Ao ver a lista do prêmio São Paulo, depois de sentir o golpe de uma ausência que já era esperada, recorri ao meu instrumento favorito de consolo: o tarô. Para quem não sabe, nas horas vagas estudo essa ferramenta peculiar. Fiz uma pergunta relacionada aos rumos da minha literatura, e recebi a tiragem abaixo. Não é preciso conhecer o baralho e os significados das cartas para entender o que dizem. Eu preciso olhar para frente e ter esperança, foi a minha interpretação. Acima de tudo, preciso persistir.
Por enquanto, vou ficar aqui lendo meu livro, tá? Passa outro dia.

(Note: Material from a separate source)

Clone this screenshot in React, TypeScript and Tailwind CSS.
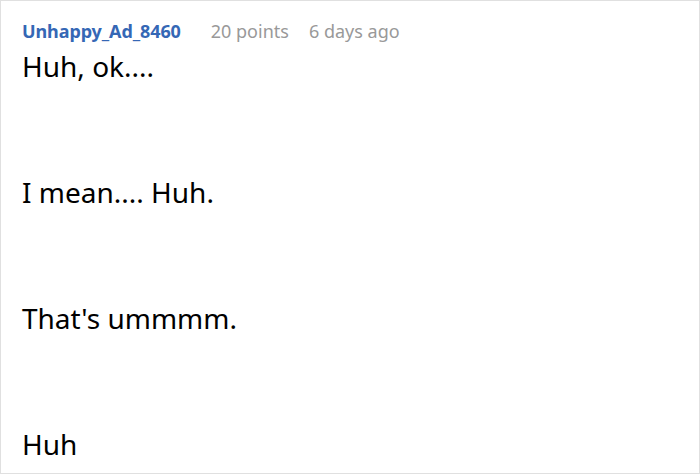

ontem devorei The Safekeep (também finalista do Booker Prize) e depois de ler seu texto aqui fiquei tentada a pegar o livro da Rachel Kushner na sequência
Oi Fabiana, amei o assunto abordado nesse post. Lembro-me de quando você lançou o “Apague a luz se for chorar” - li porque vc era uma mulher do Centro-Oeste como eu e fiquei porque gostei muito do livro. Concordo com vc sobre o caminho para e da leitura. Vejo que agora você este bem acompanhada e tenho certeza de que conseguirá seguir. Já fui uma mãe de filho pequeno e grávida, sentia que tudo era muito difícil. E é mesmo.
Sou pesquisadora (amo manuscritos e processo de criação) e esse movimento que cita nesse post, fez parte da trajetória de todos os autores que estudei. Sigo te acompanhando. E sim - vamos aos prêmios.